Cuando Pinin Brambilla se paró por primera vez frente a La última cena, no lo podía creer. “No sabía si lo que veía era de Leonardo o no”, contó alguna vez. Y es que la pintura estaba tan tapada de capas, yeso y retoques que el arte original era prácticamente invisible.

Era 1977 y Brambilla, una reconocida restauradora italiana experta en frescos del Renacimiento, aceptó uno de los retos más grandes de su vida: devolverle el alma al famoso mural que Leonardo da Vinci había pintado hace más de cinco siglos por encargo del duque Ludovico Sforza.
Pero no era la primera que intentaba salvarla. Antes de ella, seis restauradores ya habían metido mano, y en vez de ayudar, habían deformado rostros, expresiones y hasta edades. Uno de los apóstoles, Mateo, por ejemplo, había pasado de ser un joven a parecer casi un abuelo de cabello oscuro.
Desde el primer momento, Brambilla supo que la cosa no iba a ser fácil. La obra estaba deteriorada, pero lo peor eran los intentos fallidos por “arreglarla”. Ella misma se puso a estudiar qué materiales usaron sus antecesores, cómo habían trabajado, y qué podían rescatar realmente.

Pero, ¿por qué esta obra tan icónica se deterioró tan rápido?
Resulta que Da Vinci, en su afán de perfección, se saltó la técnica tradicional de los frescos (que requiere pintar sobre yeso húmedo para que el pigmento se fije bien) y probó una técnica nueva: usar témpera y óleo sobre una pared seca. ¿El resultado? La pintura empezó a desprenderse apenas 20 años después de terminarse, según escribió Walter Isaacson en su biografía de Da Vinci.
Para 1652, la imagen estaba tan dañada que los monjes no dudaron en abrir una puerta justo en medio del mural, ¡y le volaron los pies a Jesús!
Y no solo eso: la humedad de un arroyo subterráneo, el humo de la cocina, el vandalismo de la Revolución Francesa y los bombardeos de la Segunda Guerra Mundial también hicieron lo suyo.
Aun así, lo que más preocupaba a Brambilla era el desastre provocado por las restauraciones anteriores. Con un equipo chiquito y muchísima paciencia, empezaron a trabajar en zonas mínimas, de apenas 5×5 cm. Usaron lupas, herramientas de precisión y disolventes especiales para quitar con cuidado las capas superiores sin dañar lo poco que quedaba del original.

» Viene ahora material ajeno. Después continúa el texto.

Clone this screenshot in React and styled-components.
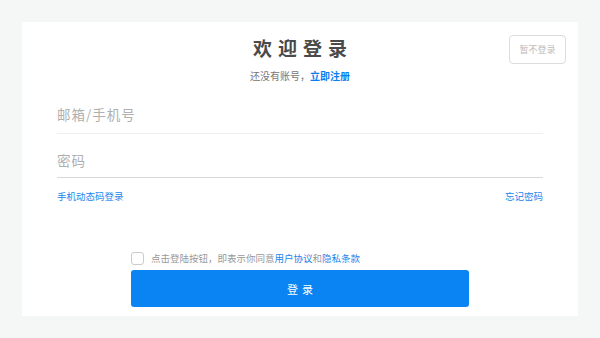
import React from 'react';
import styled, { createGlobalStyle } from 'styled-components';

const GlobalStyle = createGlobalStyle`
  html, body {
    margin: 0;
    padding: 0;
    background: #f5f7f7;
  }
  body {
    font-family: 'Noto Sans CJK SC', 'Noto Sans', sans-serif;
  }
`;

const Page = styled.div`
  width: 600px;
  height: 338px;
  padding: 22px 22px 0;
  box-sizing: border-box;
`;

const Card = styled.div`
  position: relative;
  background: #fff;
  height: 294px;
  padding: 12px 35px 0;
  box-sizing: border-box;
  display: flex;
  flex-direction: column;
`;

const Header = styled.div`
  display: flex;
  flex-direction: column;
  align-items: center;
`;

const Title = styled.h1`
  margin: 0;
  font-size: 19px;
  font-weight: 700;
  letter-spacing: 6px;
  margin-right: -6px;
  color: #4a4a4a;
  line-height: 28px;
`;

const Subtitle = styled.div`
  margin-top: 7px;
  font-size: 10px;
  color: #777;
  line-height: 14px;
`;

const Link = styled.a`
  color: ${(p) => (p.$strong ? '#0a7ef0' : '#1a86ec')};
  font-weight: ${(p) => (p.$strong ? 700 : 400)};
  text-decoration: none;
  cursor: pointer;
`;

const SkipButton = styled.button`
  position: absolute;
  top: 13px;
  right: 12px;
  width: 57px;
  height: 29px;
  border: 1px solid #dcdcdc;
  border-radius: 4px;
  background: #fff;
  color: #bbb;
  font-family: inherit;
  font-size: 9px;
  padding: 0;
`;

const Field = styled.div`
  border-bottom: 1px solid ${(p) => (p.$focused ? '#d8d8d8' : '#eeeeee')};
  height: ${(p) => p.$height}px;
  display: flex;
  align-items: flex-end;
  padding-bottom: ${(p) => p.$bottom}px;
  box-sizing: border-box;
  flex-shrink: 0;
`;

const Input = styled.input`
  border: none;
  outline: none;
  width: 100%;
  height: 20px;
  font-family: inherit;
  font-size: 13.5px;
  letter-spacing: 1px;
  color: #333;
  padding: 0;
  &::placeholder {
    color: #b0b0b0;
  }
`;

const LinkRow = styled.div`
  display: flex;
  justify-content: space-between;
  margin-top: 11px;
  font-size: 9.5px;
  line-height: 14px;
`;

const Bottom = styled.div`
  margin-top: 48px;
  padding: 0 74px;
`;

const Agree = styled.label`
  display: flex;
  align-items: center;
  gap: 7px;
  font-size: 9.5px;
  color: #999;
  line-height: 14px;
`;

const Check = styled.span`
  width: 11px;
  height: 11px;
  border: 1px solid #ccc;
  border-radius: 3px;
  background: #fff;
`;

const SubmitButton = styled.button`
  display: block;
  margin-top: 5px;
  width: 100%;
  height: 37px;
  background: #0984f2;
  border: none;
  border-radius: 3px;
  color: #fff;
  font-family: inherit;
  font-size: 11px;
  letter-spacing: 4px;
  padding: 0 0 0 4px;
`;

export default function App() {
  return (
    <>
      <GlobalStyle />
      <Page>
        <Card>
          <SkipButton>暂不登录</SkipButton>
          <Header>
            <Title>欢迎登录</Title>
            <Subtitle>
              还没有账号，<Link $strong>立即注册</Link>
            </Subtitle>
          </Header>
          <Field $height={51} $bottom={9}>
            <Input placeholder="邮箱/手机号" />
          </Field>
          <Field $height={44} $bottom={7} $focused>
            <Input type="password" placeholder="密码" />
          </Field>
          <LinkRow>
            <Link>手机动态码登录</Link>
            <Link>忘记密码</Link>
          </LinkRow>
          <Bottom>
            <Agree>
              <Check />
              <span>
                点击登陆按钮，即表示你同意<Link>用户协议</Link>和<Link>隐私条款</Link>
              </span>
            </Agree>
            <SubmitButton>登录</SubmitButton>
          </Bottom>
        </Card>
      </Page>
    </>
  );
}
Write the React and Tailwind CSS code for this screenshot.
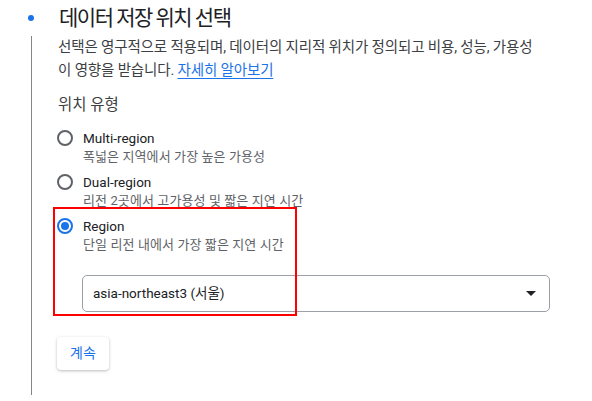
import React from 'react';

const options = [
  { label: 'Multi-region', sub: '폭넓은 지역에서 가장 높은 가용성', checked: false },
  { label: 'Dual-region', sub: '리전 2곳에서 고가용성 및 짧은 지연 시간', checked: false },
  { label: 'Region', sub: '단일 리전 내에서 가장 짧은 지연 시간', checked: true },
];

function Radio({ checked }) {
  return (
    <span
      className={`mt-[2px] flex h-[16px] w-[16px] shrink-0 items-center justify-center rounded-full border-2 ${
        checked ? 'border-[#1a73e8]' : 'border-[#5f6368]'
      }`}
    >
      {checked && <span className="h-[8px] w-[8px] rounded-full bg-[#1a73e8]" />}
    </span>
  );
}

export default function App() {
  return (
    <div
      className="relative h-[401px] w-[592px] overflow-hidden bg-white"
      style={{ fontFamily: 'Roboto, "Noto Sans CJK KR", sans-serif' }}
    >
      {/* Header */}
      <div className="flex h-[36px] items-center">
        <span className="ml-[28px] h-[6px] w-[6px] rounded-full bg-[#1a73e8]" />
        <h1 className="ml-[25px] text-[21px] leading-[28px] tracking-[-1.5px] text-[#202124]">데이터 저장 위치 선택</h1>
      </div>

      {/* Body */}
      <div className="ml-[31px] h-[359px] border-l border-[#80868b] pl-[26px]">
        <p className="whitespace-nowrap text-[14.5px] leading-[23px] tracking-[-0.15px] text-[#3c4043]">
          선택은 영구적으로 적용되며, 데이터의 지리적 위치가 정의되고 비용, 성능, 가용성
          <br />
          이 영향을 받습니다.{' '}
          <a className="text-[#1a73e8] underline underline-offset-[3px]">자세히 알아보기</a>
        </p>

        <div className="mt-[12px] text-[15.5px] leading-[22px] text-[#3c4043]">위치 유형</div>

        <div className="mt-[12px] flex flex-col gap-[6px]">
          {options.map((o) => (
            <div key={o.label} className="-ml-[1px] flex gap-[10px]">
              <Radio checked={o.checked} />
              <div>
                <div className="text-[13.5px] leading-[20px] text-[#202124]">{o.label}</div>
                <div className="text-[13px] leading-[18px] tracking-[0.1px] text-[#5f6368]">{o.sub}</div>
              </div>
            </div>
          ))}
        </div>

        <div className="ml-[24px] mt-[21px] flex h-[37px] w-[468px] items-center justify-between rounded-[5px] border border-[#9aa0a6] pl-[10px] pr-[13px]">
          <span className="text-[13.5px] text-[#202124]">asia-northeast3 (서울)</span>
          <span className="h-0 w-0 border-x-[5.5px] border-t-[5px] border-x-transparent border-t-[#202124]" />
        </div>

        <button className="-ml-[1px] mt-[25px] h-[33px] w-[52px] rounded-[4px] bg-white text-[14px] text-[#1a73e8] shadow-[0_1px_3px_rgba(60,64,67,0.35)]">
          계속
        </button>
      </div>

      {/* Annotation box */}
      <div className="pointer-events-none absolute left-[53px] top-[207px] h-[109px] w-[244px] border-[2.5px] border-[#ff0000]" />
    </div>
  );
}
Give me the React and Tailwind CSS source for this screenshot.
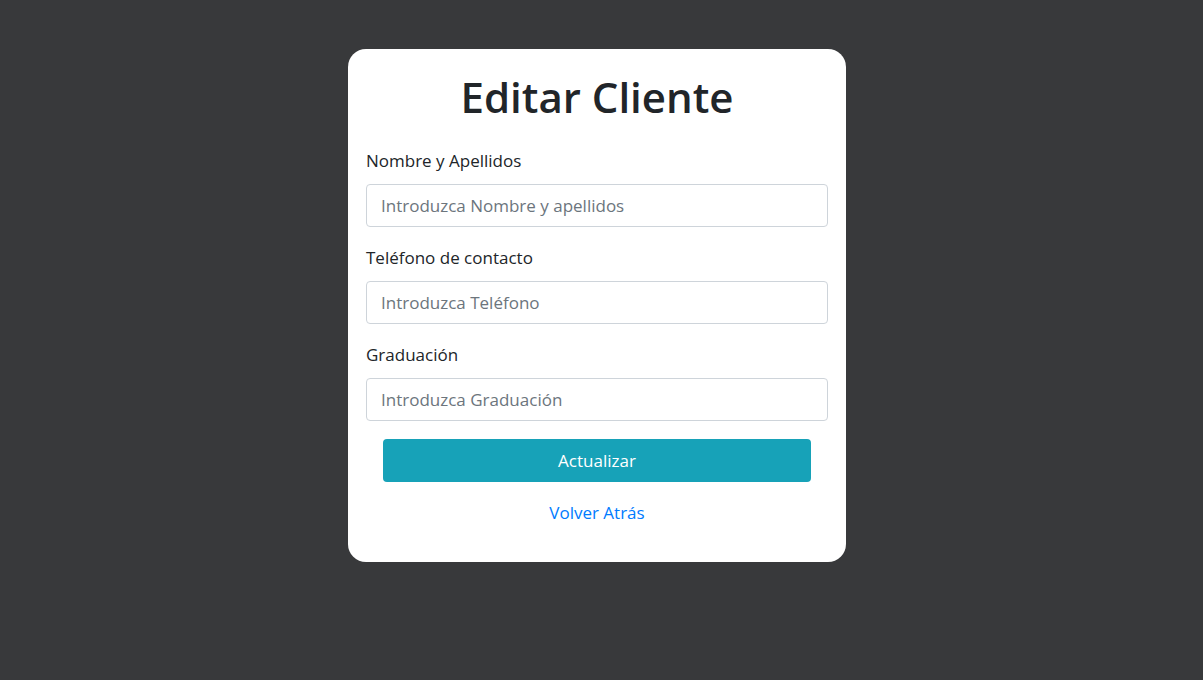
import React from "react";

const fields = [
  { label: "Nombre y Apellidos", placeholder: "Introduzca Nombre y apellidos" },
  { label: "Teléfono de contacto", placeholder: "Introduzca Teléfono" },
  { label: "Graduación", placeholder: "Introduzca Graduación" },
];

export default function App() {
  return (
    <div
      className="min-h-screen w-full bg-[#38393b] flex justify-center pt-[49px] pr-[9px]"
      style={{ fontFamily: '"Open Sans", "Noto Sans", sans-serif' }}
    >
      <div className="w-[498px] h-[513px] bg-white rounded-[18px] px-[18px] pt-[20px]">
        <h1 className="text-center text-[42px] leading-[56px] font-semibold text-[#212529] mb-[23px]">
          Editar Cliente
        </h1>
        <form onSubmit={(e) => e.preventDefault()}>
          {fields.map((f) => (
            <div key={f.label} className="mb-[18.5px]">
              <label className="block text-[17px] leading-[26px] text-[#212529] mb-[10px]">
                {f.label}
              </label>
              <input
                type="text"
                placeholder={f.placeholder}
                className="block w-full h-[42.5px] px-[14px] text-[17px] border border-[#ced4da] rounded-[4px] placeholder:text-[#6c757d] outline-none"
              />
            </div>
          ))}
          <div className="px-[17px]">
            <button
              type="submit"
              className="w-full h-[43px] bg-[#17a2b8] text-white text-[17px] rounded-[4px]"
            >
              Actualizar
            </button>
          </div>
          <div className="text-center mt-[18px]">
            <a href="#" className="text-[#007bff] text-[17px] leading-[26px]">
              Volver Atrás
            </a>
          </div>
        </form>
      </div>
    </div>
  );
}
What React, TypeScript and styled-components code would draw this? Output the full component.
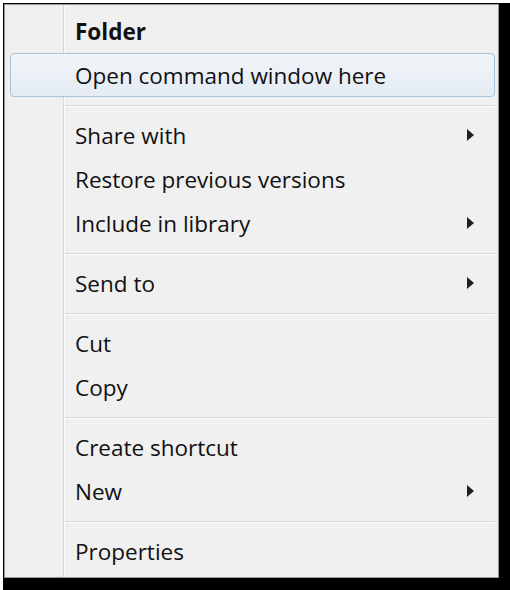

El proceso fue lento y demandante, tanto que un solo fragmento podía tardar meses, incluso años. Además, entre visitas de personajes como la princesa Diana y problemas técnicos, el trabajo se alargó más de lo esperado.
Brambilla se dedicó en cuerpo y alma, a tal punto que su esposo llegó a pedirle que parara. “Esto ya es suficiente, quiero vivir un poco”, le dijo en una ocasión. Pero ella estaba completamente entregada. “Me obsesioné”, reconoció años después.
Finalmente, en 1999, tras más de 20 años, dio el proyecto por terminado. Ya tenía más de 70 años.
Gracias a su trabajo, los trazos recuperaron vida, los pliegues del mantel se distinguían, la comida era visible, y lo más importante: los rostros de los apóstoles volvían a reflejar emociones reales. Algunos críticos creen que se perdió parte de la pintura original; otros opinan que así fue como Da Vinci la imaginó.
Brambilla, por su parte, quedó satisfecha, pero también con el corazón apretado. “Fue duro despedirme. Siempre dejo una parte de mí en cada obra que restauro. Es como perder algo propio”.